Le point de départ de la mise en
scène est donc constitué des mouvements que doivent faire les chanteurs
pour interpréter la musique telle qu'elle a été conçue par Verdi. Il doit
aussi aller contre les clichés et idées préconçues que pourraient avoir les
chanteurs sur la façon de jouer. Il explique que l'axe de l'opéra oppose le
mot Jouir
que répète inlassablement Violetta au premier acte et
l'Amour que lui porte Alfredo. Avec cette idée en tête, pendant la
représentation, il est évident que pour Violetta, tout bascule dans la
dernière scène du premier acte : peu après qu'elle a dit gioir!...
gioir!...
, elle entend Alfredo chantant Amor, amor à palpito
depuis les coulisses.
Il explique aussi aimer diriger les chanteurs comme des danseurs et être fasciné par Pina Bausch. On peut d'ailleurs déceler une évidente référence à son univers dans sa mise en scène : à un moment, Violetta avance sans prendre garde aux chaises noires qui font obstacle devant elle et qu'un homme se précipite pour les écarter de son chemin (cf. Café Müller).
L'idée principale de la mise en scène est de concevoir que se déroule sur scène une énorme fête au début de laquelle un homme, qui pourrait être un spectateur, décide de déclarer son amour à Violetta, qui se prend à rêver que c'est vrai. Quelques chanteurs-comédiens sont déjà sur scène (à fumer) quand les spectateurs s'installent à leur place. Certains chanteurs entreront via les allées du parterre (où je suis impérialement placé ; c'est un petit plaisir bien plus abordable à Dijon qu'à l'Opéra Bastille !). Un rideau tiré d'un côté à l'autre de la scène (parfois à moitié) semble plus ou moins séparer deux univers : le réel et le rêve. Au cours de cette fête s'insère un épisode à la campagne : des panneaux descendus des cintres et représentant une végétation bucolique et un ciel transpercé de nuages viennent créer cette ambiance visuelle tout en cloisonnant l'espace scénique que l'on peut concevoir comme étant une maison de campagne divisée en plusieurs pièces.
Tous les chanteurs et choristes m'ont donné une impression de
vérité
dans leur jeu.
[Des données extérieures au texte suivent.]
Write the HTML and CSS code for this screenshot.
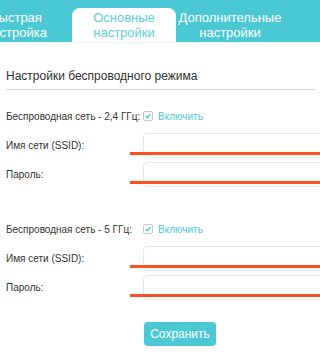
FILE: index.html
```html
<!DOCTYPE html>
<html lang="ru">
<head>
    <meta charset="UTF-8">
    <meta name="viewport" content="width=device-width, initial-scale=1.0">
    <title>Основные настройки</title>
    <link rel="stylesheet" href="styles.css">
</head>
<body>
    <div class="tabs">
        <div class="tab tab-first">Быстрая<br>настройка</div>
        <div class="tab active">Основные<br>настройки</div>
        <div class="tab tab-last">Дополнительные<br>настройки</div>
    </div>

    <div class="content">
        <h3 class="title">Настройки беспроводного режима</h3>

        <div class="section">
            <div class="row switch-row">
                <span class="label">Беспроводная сеть - 2,4 ГГц:</span>
                <label class="check">
                    <svg width="10" height="10" viewBox="0 0 10 10"><rect x="0.5" y="0.5" width="9" height="9" rx="1.5" fill="#fff" stroke="#c8c8c8"/><path d="M2.6 5.2 L4.3 6.8 L7.4 3.3" fill="none" stroke="#4ac9d4" stroke-width="1.3"/></svg>
                    Включить
                </label>
            </div>
            <div class="row field">
                <span class="label">Имя сети (SSID):</span>
                <input type="text" class="input">
                <span class="mark"></span>
            </div>
            <div class="row field">
                <span class="label">Пароль:</span>
                <input type="text" class="input">
                <span class="mark"></span>
            </div>
        </div>

        <div class="section second">
            <div class="row switch-row">
                <span class="label">Беспроводная сеть - 5 ГГц:</span>
                <label class="check">
                    <svg width="10" height="10" viewBox="0 0 10 10"><rect x="0.5" y="0.5" width="9" height="9" rx="1.5" fill="#fff" stroke="#c8c8c8"/><path d="M2.6 5.2 L4.3 6.8 L7.4 3.3" fill="none" stroke="#4ac9d4" stroke-width="1.3"/></svg>
                    Включить
                </label>
            </div>
            <div class="row field">
                <span class="label">Имя сети (SSID):</span>
                <input type="text" class="input">
                <span class="mark"></span>
            </div>
            <div class="row field">
                <span class="label">Пароль:</span>
                <input type="text" class="input">
                <span class="mark"></span>
            </div>
        </div>

        <div class="row actions">
            <span class="label"></span>
            <button class="save">Сохранить</button>
            <span class="mark mark-btn"></span>
        </div>
    </div>
</body>
</html>
```

FILE: styles.css
```css
body {
    margin: 0;
    font-family: 'Liberation Sans', Arial, sans-serif;
    color: #333;
    background: #fff;
    overflow: hidden;
}
.tabs {
    display: flex;
    align-items: flex-end;
    height: 42px;
    background-color: #4ac9d4;
    border-bottom: 1px solid #e4f7f9;
}
.tab {
    width: 104px;
    height: 34px;
    display: flex;
    align-items: center;
    justify-content: center;
    text-align: center;
    font-size: 13px;
    line-height: 15px;
    color: #fff;
    flex-shrink: 0;
}
.tab-first {
    width: 112px;
    margin-left: -40px;
}
.tab-last {
    width: 108px;
}
.tab.active {
    background: #fff;
    color: #5ccfda;
    border-radius: 8px 8px 0 0;
}
.content {
    padding: 0 5px 0 6px;
}
.title {
    margin: 25px 0 0;
    padding-bottom: 5px;
    font-size: 12px;
    line-height: 16px;
    font-weight: normal;
    border-bottom: 1px solid #d6d6d6;
}
.section {
    margin-top: 18px;
}
.section.second {
    margin-top: 34px;
}
.row {
    display: flex;
    align-items: center;
    position: relative;
    font-size: 10px;
    white-space: nowrap;
}
.label {
    width: 137px;
    flex-shrink: 0;
}
.switch-row {
    height: 16px;
    margin-bottom: 9px;
}
.check {
    display: flex;
    align-items: center;
    gap: 5px;
    color: #4ac9d4;
    font-size: 10px;
}
.field {
    margin-top: 4px;
}
.input {
    flex: 1;
    height: 25px;
    box-sizing: border-box;
    margin: 0;
    border: 1px solid #e6e6e6;
    border-radius: 4px;
    background: #fff;
}
.mark {
    position: absolute;
    left: 124px;
    right: -5px;
    top: 19px;
    height: 3px;
    background: #fd5020;
}
.actions {
    margin-top: 22px;
}
.save {
    width: 72px;
    height: 24px;
    margin-left: 1px;
    border: none;
    border-radius: 4px;
    background-color: #4ac9d4;
    color: #fff;
    font-family: 'Liberation Sans', Arial, sans-serif;
    font-size: 12px;
    padding: 0;
}
.mark-btn {
    top: 25px;
    right: auto;
    width: 95px;
}
```
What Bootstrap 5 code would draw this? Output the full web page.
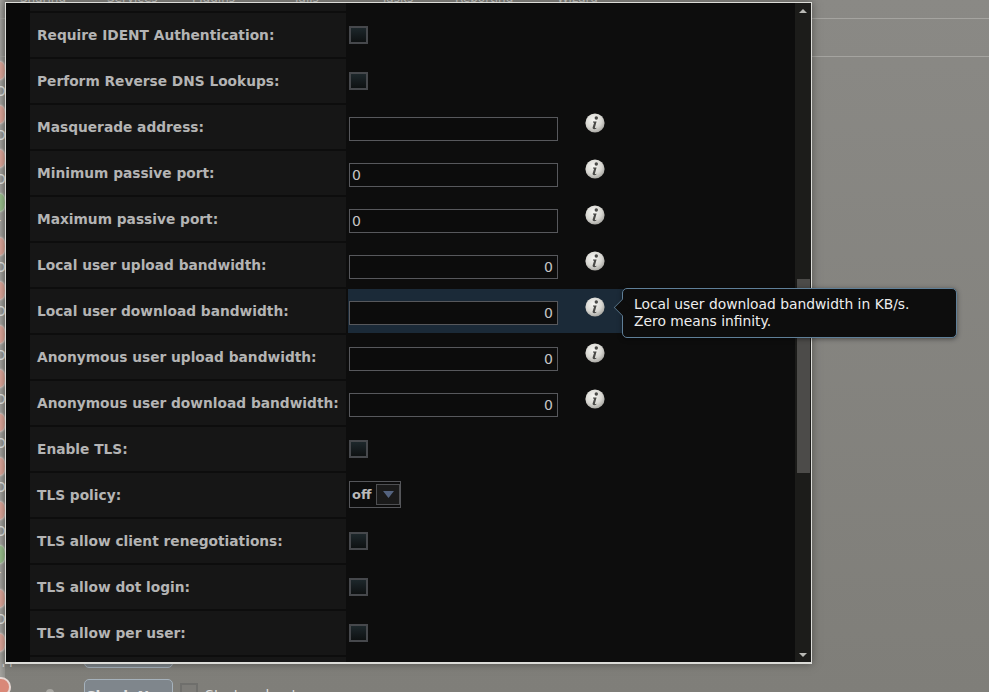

J'ai rarement vu une telle cohésion et autant
de conviction partagée par tous sur une scène d'opéra. L'orchestre quand il
a de quoi se mettre en valeur (comme au début des premier et troisième
actes) le fait très bien. Malheureusement, le début du troisième a été
pourri par les tousseurs (dont un en particulier qui n'arrêtait pas à
quelques mètres derrière moi et qu'une de ses voisines suppliait de
sortir). L'orchestration n'est pas de Prokofiev ou de Britten, mais il y a
néanmoins de quoi prendre un certain plaisir à découvrir des détails
insoupçonnés lors de précédentes écoutes au disque (ou au DVD). Le chef
fait un remarquable usage du rubato, qui sert ici particulièrement
bien le drame. Du côté des voix, les trois rôles principaux sont
remarquablement bien interprétés. Irina Lungu (Violetta) était annoncée
souffrante, mais je n'ai rien remarqué de particulier, à part un timbre
légèrement altéré pendant les aigus du premier acte. Jesús León (Alfredo) a
été parfait. J'ai eu un tout petit peu peur lors de la première
intervention un peu criée de Dimitris Tiliakos (Germont), mais son volume
de voix s'est vite équilibré. On peut également noter un excellent Laurent
Alvaro dans le rôle de Douphol. Un seul petit maillon faible vocal est à
signaler dans le rôle d'Annina.
Standing-ovation méritée !
Waouh !
Waouh pour la conférence "un violoniste ne joue pas qu'il joue du violon". Oui, enfin, si, non. DIsons qu'ils sont trop nombreux à jouer qu'ils jouent du violon. Mias que la remarque est bonne.
Waouh pour ta Traviata qui manifestement, restera un des meilleurs souvenirs de ta saison 2012 ! (tu me forces à m'abonner à Dijon l'année prochaine, hein?)
klari> Disons qu'ils sont trop nombreux à jouer qu'ils jouent du violon.
Ooooh, je n'y avais pas pensé.
Pour l'abonnement à Dijon l'année prochaine, il faudra d'abord penser à être raisonnable avec l'abonnement Pleyel...
Merci Joël, Dijon est ma ville natale et estudiantine ; j'ai beaucoup fréquenté le vieil Opéra dans le centre ville mais je ne connais pas la nouvelle salle. Elle est loin de la gare ? Après la générale de Manon, je serais prête à aller à Dijon pour voir autre chose ! mais l'Opéra Comique me convient pour l'instant !
L'auditorium à cinq cents mètres de la place de la République (en direction du Nord-Est).
(Ah donc, s'il faut remercier Coline Serreau d'avoir fait des coupures dans Manon, c'est parce qu'on redoute ce qu'elle en aurait fait ?!)